Se advierte un respeto por la palabra, por la poesía, por esa peculiar música que puede tener una frase.
-Me interesa la poesía. Incluso antes de estudiar Letras, me gustaba gente como Jack Kerouac, Juan Gelman, la generación española del 27… La poesía tiene algo genial: cuando te habla, te habla. Explicarla es romperla. Hay una frase de Aldo Pellegrini que dice que se llama poesía “a todo aquello que cierra la puerta a los imbéciles”. Es maravillosa. A veces siento como lector que esa puerta se me abre un poco, pero como autor es un enigma. Hay que saber mirarse a través de los otros. Ahora estoy leyendo poco y nada. El libro que tengo en mi mesa de luz desde hace bastante es el I Ching.
Mirando atrás, ¿sentís coherencia en tu obra?
-Hice cosas muy distintas pero sí, siento una coherencia. Si te ponés a pensar, este disco no es tan diferente a Pachuco Cadáver. Tiene pocos elementos, es austero… Hay gente que cree que yo soy indie. Y nada que ver. El indie es confesional, se mira al ombligo, no tiene tensión, drama. Los españoles, sobre todo, eran insoportables: “Hoy me tomé una cerveza en el bar, y vi a una chica y me fumé un porro, mal”… Esa puede ser la letra de una de esas bandas. ¿A quién le importa?
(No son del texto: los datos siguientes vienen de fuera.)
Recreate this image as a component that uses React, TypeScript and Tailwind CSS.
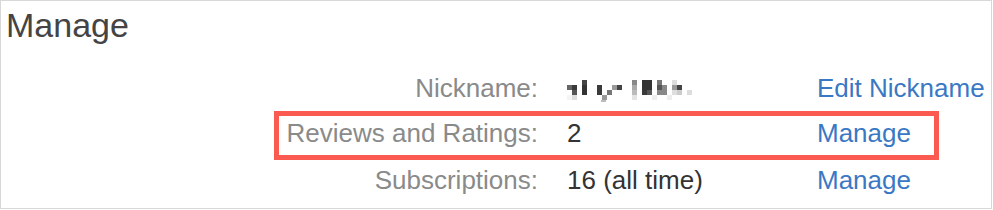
const cells: [number, number, string][] = [
  // [x, y, fill] in 5px cells, origin at mosaic top-left
  [15, 0, "#444"],
  [65, 0, "#888"],
  [75, 0, "#333"],
  [80, 0, "#333"],
  [90, 0, "#777"],
  [105, 0, "#ddd"],
  [0, 5, "#666"],
  [5, 5, "#3a3a3a"],
  [15, 5, "#333"],
  [30, 5, "#3a3a3a"],
  [45, 5, "#999"],
  [50, 5, "#444"],
  [65, 5, "#aaa"],
  [75, 5, "#333"],
  [80, 5, "#333"],
  [90, 5, "#555"],
  [95, 5, "#888"],
  [105, 5, "#999"],
  [110, 5, "#444"],
  [5, 10, "#555"],
  [15, 10, "#333"],
  [30, 10, "#3a3a3a"],
  [40, 10, "#777"],
  [65, 10, "#bbb"],
  [75, 10, "#3a3a3a"],
  [80, 10, "#555"],
  [90, 10, "#888"],
  [95, 10, "#888"],
  [105, 10, "#ddd"],
  [110, 10, "#ccc"],
  [120, 10, "#ddd"],
  [0, 15, "#f4f4f4"],
  [5, 15, "#ddd"],
  [35, 15, "#999"],
  [65, 15, "#e4e4e4"],
  [85, 15, "#eee"],
  [100, 15, "#eee"],
];

function Mosaic() {
  return (
    <svg width="130" height="23" viewBox="0 0 130 23" className="block">
      {cells.map(([x, y, f], i) => (
        <rect key={i} x={x} y={y} width="5" height="5" fill={f} />
      ))}
      <rect x="34" y="20" width="5" height="2" fill="#bbb" />
    </svg>
  );
}

export default function App() {
  return (
    <div
      className="w-[992px] h-[209px] border border-[#d8d8d8] bg-white pt-[4px] pl-[5px]"
      style={{ fontFamily: '"Liberation Sans", Arial, sans-serif' }}
    >
      <h1 className="text-[34px] leading-[40px] text-[#444]">Manage</h1>

      <div className="mt-[20px] ml-[268px] w-[665px] text-[26px]">
        <div className="flex h-[46px] leading-[46px] px-[5px] whitespace-nowrap">
          <div className="w-[259px] shrink-0 text-right text-[#8a8a8a]">Nickname:</div>
          <div className="w-[250px] shrink-0 ml-[29px] pt-[15px]">
            <Mosaic />
          </div>
          <a className="shrink-0 text-[#3b78c4]">Edit Nickname</a>
        </div>

        <div className="flex h-[49px] leading-[34px] border-[5px] border-[#fb5a51] pb-[5px] whitespace-nowrap">
          <div className="w-[259px] shrink-0 text-right text-[#8a8a8a]">Reviews and Ratings:</div>
          <div className="w-[250px] shrink-0 ml-[29px] text-[#333]">2</div>
          <a className="shrink-0 text-[#3b78c4]">Manage</a>
        </div>

        <div className="flex h-[40px] leading-[40px] px-[5px] whitespace-nowrap">
          <div className="w-[259px] shrink-0 text-right text-[#8a8a8a]">Subscriptions:</div>
          <div className="w-[250px] shrink-0 ml-[29px] text-[#333]">16 (all time)</div>
          <a className="shrink-0 text-[#3b78c4]">Manage</a>
        </div>
      </div>
    </div>
  );
}
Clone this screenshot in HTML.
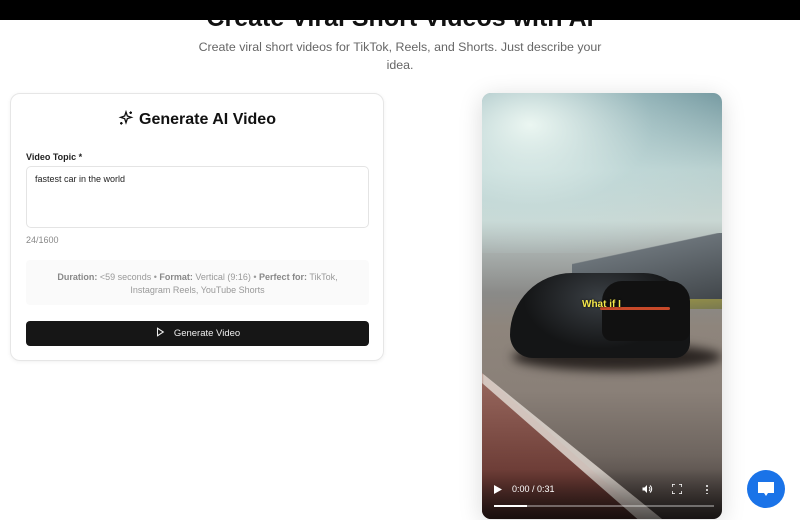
<!DOCTYPE html>
<html><head><style>
*{box-sizing:border-box;margin:0;padding:0}
html,body{width:800px;height:520px;overflow:hidden}
body{background:#fff;font-family:"Liberation Sans",sans-serif;position:relative}
.hdr{position:absolute;left:0;top:0;width:800px;height:20px;background:#000;z-index:5}
.title{position:absolute;top:4px;width:800px;text-align:center;font-size:25px;font-weight:bold;color:#111}
.sub{position:absolute;top:38px;left:195px;width:410px;text-align:center;font-size:12.4px;line-height:18px;color:#666}
.card{position:absolute;left:10px;top:93px;width:374px;height:268px;border:1px solid #e6e6e6;border-radius:10px;box-shadow:0 1px 4px rgba(0,0,0,.06)}
.h2{position:absolute;top:110px;left:0;width:394px;text-align:center;font-size:16px;font-weight:bold;color:#111}
.lbl{position:absolute;left:26px;top:152px;font-size:9px;font-weight:bold;color:#222}
.ta{position:absolute;left:26px;top:166px;width:343px;height:62px;border:1px solid #e4e4e4;border-radius:5px;font-size:9px;color:#222;padding:7px 8px}
.cnt{position:absolute;left:26px;top:235px;font-size:9px;color:#888}
.info{position:absolute;left:26px;top:260px;width:343px;height:45px;background:#fafafa;border-radius:4px;font-size:9px;color:#999;text-align:center;line-height:13px;padding-top:11px}
.info b{color:#888}
.btn{position:absolute;left:26px;top:321px;width:343px;height:25px;background:#161616;border-radius:4px;color:#eee;font-size:9.5px;text-align:center;line-height:25px}
.vid{position:absolute;left:482px;top:93px;width:240px;height:426px;border-radius:9px;overflow:hidden;box-shadow:0 4px 24px rgba(0,0,0,.15);
background:linear-gradient(180deg,#6f949c 0%,#b9d0cf 18%,#c9d7d3 30%,#a9b0ae 37%,#8a8a88 47%,#8e857c 55%,#8a8078 70%,#6e655f 85%,#3a3230 100%)}
.sky{position:absolute;left:0;top:0;width:240px;height:160px;background:radial-gradient(ellipse at 20% 20%,rgba(240,250,245,.95),rgba(200,225,225,.4) 45%,rgba(70,110,120,0) 80%)}
.stand{position:absolute;left:90px;top:140px;width:150px;height:70px;background:linear-gradient(168deg,transparent 30%,#6b7379 31%,#3f4448 100%)}
.grass{position:absolute;left:0;top:206px;width:240px;height:10px;background:linear-gradient(175deg,transparent 40%,#9a9446 42%,#7a7a50 100%)}
.shadow{position:absolute;left:30px;top:250px;width:210px;height:28px;background:#2b2522;border-radius:50%;filter:blur(5px)}
.car{position:absolute;left:28px;top:180px;width:180px;height:85px;background:radial-gradient(ellipse at 50% 30%,#3a3f44,#141516 60%);border-radius:80px 60px 20px 30px}
.car2{position:absolute;left:120px;top:188px;width:88px;height:60px;background:#111;border-radius:20px 20px 10px 10px}
.tail{position:absolute;left:118px;top:214px;width:70px;height:3px;background:#c84a2a;border-radius:2px}
.curb{position:absolute;left:0;top:280px;width:240px;height:150px;background:linear-gradient(180deg,#9a6a60,#6a3a34 70%,#3a2220);clip-path:polygon(0 0,0 100%,170px 100%)}
.stripe{position:absolute;left:0;top:280px;width:240px;height:150px;background:#e0d8d0;clip-path:polygon(0 0,0 10px,160px 150px,185px 150px);opacity:.85;filter:blur(1px)}
.cap{position:absolute;left:100px;top:206px;font-size:10px;color:#f3e64a;font-weight:bold;text-shadow:0 0 2px #000}
.ctrl{position:absolute;left:0;bottom:0;width:240px;height:50px;background:linear-gradient(transparent,rgba(0,0,0,.6))}
.tm{position:absolute;left:30px;top:391px;font-size:9px;color:#fff}
.bar{position:absolute;top:505px;width:220px;height:2px;background:rgba(255,255,255,.35)}
.bar i{display:block;width:33px;height:2px;background:#fff}
.chat{position:absolute;left:747px;top:470px;width:38px;height:38px;border-radius:50%;background:#1a73e8}
</style></head><body>
<div class="title">Create Viral Short Videos with AI</div>
<div class="hdr"></div>
<div class="sub">Create viral short videos for TikTok, Reels, and Shorts. Just describe your idea.</div>
<div class="card"></div>
<div class="h2"><svg width="16" height="16" viewBox="0 0 24 24" style="vertical-align:-2px;margin-right:5px" fill="none" stroke="#111" stroke-width="2"><path d="M12 3l2 6 6 2-6 2-2 6-2-6-6-2 6-2z"/><path d="M19 2v4M17 4h4M5 18v4M3 20h4"/></svg>Generate AI Video</div>
<div class="lbl">Video Topic *</div>
<div class="ta">fastest car in the world</div>
<div class="cnt">24/1600</div>
<div class="info"><b>Duration:</b> &lt;59 seconds • <b>Format:</b> Vertical (9:16) • <b>Perfect for:</b> TikTok,<br>Instagram Reels, YouTube Shorts</div>
<div class="btn"><svg width="10" height="10" viewBox="0 0 24 24" style="vertical-align:-1px;margin-right:9px" fill="none" stroke="#eee" stroke-width="2.5"><path d="M6 3l14 9-14 9z"/></svg>Generate Video</div>
<div class="vid">
<div class="sky"></div><div class="stand"></div><div class="grass"></div>
<div class="curb"></div><div class="stripe"></div>
<div class="shadow"></div><div class="car"></div><div class="car2"></div><div class="tail"></div>
<div class="cap">What if I</div>
<div class="ctrl"></div>
<svg style="position:absolute;left:12px;top:392px" width="8" height="9" viewBox="0 0 8 9"><path d="M0 0l8 4.5L0 9z" fill="#fff"/></svg>
<div class="tm">0:00 / 0:31</div>
<svg style="position:absolute;left:159px;top:390px" width="12" height="12" viewBox="0 0 24 24" fill="#fff"><path d="M3 9v6h4l5 5V4L7 9z"/><path d="M16 8a5 5 0 010 8M18 5a9 9 0 010 14" stroke="#fff" stroke-width="2" fill="none"/></svg>
<svg style="position:absolute;left:190px;top:391px" width="10" height="10" viewBox="0 0 10 10" fill="none" stroke="#fff" stroke-width="1.5"><path d="M0 3V0h3M7 0h3v3M10 7v3H7M3 10H0V7"/></svg>
<div style="position:absolute;left:224px;top:391px;width:2px;height:10px;background:radial-gradient(circle,#fff 1px,transparent 1px) 0 0/2px 4px"></div>
</div>
<div class="bar" style="left:494px"><i></i></div>
<div class="chat"><svg style="position:absolute;left:10px;top:11px" width="18" height="17" viewBox="0 0 18 17"><path d="M1 1h16v11H11l-2 3-2-3H1z" fill="#fff"/></svg></div>
</body></html>
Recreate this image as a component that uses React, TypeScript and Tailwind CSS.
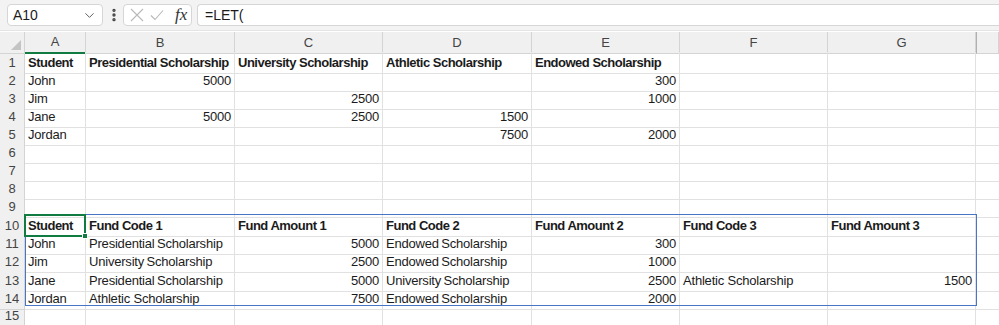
import { ChevronDown, EllipsisVertical } from "lucide-react";

const COLS = ["A", "B", "C", "D", "E", "F", "G", ""];
const GRID = "grid grid-cols-[25px_61px_149px_148px_149px_148px_148px_148px_23px]";

// rows 1-15, "" = empty cell, "~" prefix = tight word spacing
const ROWS: string[][] = [
  ["Student", "Presidential Scholarship", "University Scholarship", "Athletic Scholarship", "Endowed Scholarship", "", ""],
  ["John", "5000", "", "", "300", "", ""],
  ["Jim", "", "2500", "", "1000", "", ""],
  ["Jane", "5000", "2500", "1500", "", "", ""],
  ["Jordan", "", "", "7500", "2000", "", ""],
  ["", "", "", "", "", "", ""],
  ["", "", "", "", "", "", ""],
  ["", "", "", "", "", "", ""],
  ["", "", "", "", "", "", ""],
  ["Student", "Fund Code 1", "Fund Amount 1", "Fund Code 2", "Fund Amount 2", "Fund Code 3", "Fund Amount 3"],
  ["John", "~Presidential Scholarship", "5000", "~Endowed Scholarship", "300", "", ""],
  ["Jim", "~University Scholarship", "2500", "~Endowed Scholarship", "1000", "", ""],
  ["Jane", "~Presidential Scholarship", "5000", "~University Scholarship", "2500", "Athletic Scholarship", "1500"],
  ["Jordan", "Athletic Scholarship", "7500", "~Endowed Scholarship", "2000", "", ""],
  ["", "", "", "", "", "", ""],
];
const HEIGHTS = [18, 18, 18, 18, 19, 18, 18, 18, 18, 18, 18, 19, 18, 18, 18];
const BOLD_ROWS = [1, 10];

function Row({ n }: { n: number }) {
  const cells = ROWS[n - 1];
  const bold = BOLD_ROWS.includes(n);
  return (
    <div className={GRID} style={{ height: HEIGHTS[n - 1] }}>
      <div className="flex items-center justify-center bg-[#f0f0f0] border-r border-b border-[#d4d4d4] text-[13px] text-[#444]">
        {n}
      </div>
      {cells.map((c, i) => {
        const tight = c.startsWith("~");
        const text = tight ? c.slice(1) : c;
        const num = /^\d+$/.test(text);
        return (
          <div
            key={i}
            className={`relative flex items-center border-r border-b border-[#e1e1e1] pt-px whitespace-nowrap overflow-visible text-[13px] text-[#1b1b1b] ${
              num ? "justify-end pr-[3px]" : "pl-[3px]"
            } ${bold ? "font-bold tracking-[-0.5px]" : "tracking-[-0.2px]"} ${tight ? "[word-spacing:-1px]" : ""}`}
          >
            {text}
            {n === 10 && i === 0 && (
              <div className="absolute z-10 -top-px -left-px -right-px -bottom-px border-2 border-[#107c41] pointer-events-none">
                <div className="absolute -right-[4px] -bottom-[4px] w-[6px] h-[6px] bg-[#107c41] border border-white" />
              </div>
            )}
          </div>
        );
      })}
      <div className="border-b border-[#e1e1e1]" />
    </div>
  );
}

export default function App() {
  return (
    <div className="w-[999px] h-[325px] overflow-hidden bg-white font-['Liberation_Sans',Arial,sans-serif]">
      {/* Formula bar */}
      <div className="flex items-center h-[31px] bg-[#f3f3f3] pl-[7px] border-b border-[#e4e4e4]">
        <div className="flex items-center justify-between w-[96px] h-[22px] rounded-[4px] border border-[#d6d6d6] bg-white pl-[5px] pr-[5px]">
          <span className="text-[14px] text-[#1b1b1b]">A10</span>
          <ChevronDown size={15} strokeWidth={1.5} className="text-[#555]" />
        </div>
        <EllipsisVertical size={16} strokeWidth={3} className="text-[#444] ml-[3px]" />
        <div className="flex items-center w-[69px] h-[22px] ml-[1px] rounded-[4px] border border-[#d6d6d6] bg-white pl-[6px]">
          <svg width="14" height="14" viewBox="0 0 14 14" fill="none" stroke="#b8b8b8" strokeWidth="1.1">
            <path d="M1 1L13 13M13 1L1 13" />
          </svg>
          <svg width="14" height="14" viewBox="0 0 14 14" fill="none" stroke="#b8b8b8" strokeWidth="1.1" className="ml-[6px]">
            <path d="M1 7.5L5 11.5L13 2.5" />
          </svg>
          <span className="ml-[11px] text-[17px] italic text-[#333] font-['Liberation_Serif',serif]">fx</span>
        </div>
        <div className="flex items-center flex-1 h-[22px] ml-[5px] rounded-l-[4px] border border-r-0 border-[#d6d6d6] bg-white pl-[7px] text-[14px] text-[#1b1b1b]">
          =LET(
        </div>
      </div>
      <div className="h-[1px]" />

      {/* Column headers */}
      <div className={`${GRID} h-[20px]`}>
        <div className="relative bg-[#f0f0f0] border-r border-b border-[#d4d4d4]">
          <div className="absolute right-[3px] bottom-[3px] w-0 h-0 border-l-[10px] border-l-transparent border-b-[10px] border-b-[#c4c4c4]" />
        </div>
        {COLS.map((c, i) => (
          <div
            key={i}
            className={`flex items-center justify-center bg-[#f0f0f0] text-[13px] text-[#444] ${
              i === 0 ? "border-b-2 border-[#107c41] border-r border-r-[#d4d4d4]" : "border-r border-b border-[#d4d4d4]"
            } ${i === 7 ? "border-l border-l-[#b0b0b0]" : ""}`}
          >
            {c}
          </div>
        ))}
      </div>

      {[1, 2, 3, 4, 5, 6, 7, 8, 9].map((n) => (
        <Row key={n} n={n} />
      ))}
      {/* Table block */}
      <div className="relative">
        {[10, 11, 12, 13, 14].map((n) => (
          <Row key={n} n={n} />
        ))}
        <div className="absolute -top-px bottom-0 left-[25px] w-[952px] border border-[#4b74c4] pointer-events-none" />
      </div>
      <Row n={15} />
    </div>
  );
}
Lo mío es diferente: busco la tensión, el drama. Esto que estoy haciendo ahora lo siento afín a Pachuco, es la misma trama. Yo en los ’90 decía que con Pachuco hacíamos “taxi rock”: éramos tan pocos y necesitábamos tan poco que entrábamos todos, músicos e instrumentos, en un taxi. Ahora es igual.
¿Cómo conciliás todo esto con tus cuestionamientos al rock?
-Como puedo. Yo me gusto más ahora. Ciertos sentidos comunes se derritieron y florecieron otros. Los textos y la música reflejan eso. Me interesa la canción desnuda. Ahí no podés pinchar nada, no podés meter un autotune. No podés esconder la voz simplemente porque no tenés dónde esconderla. Lo único que para mí es importante es la onda. Es una idea medio punk. ¿Tiene onda? ¿Es honesto? Listo, ya está. No se necesita mucho más.
Futuro imperfecto se edita el mes proximo, a través del Club del Disco. Los simples "Don Distante" y "Abejitas" ya se pueden escuchar online.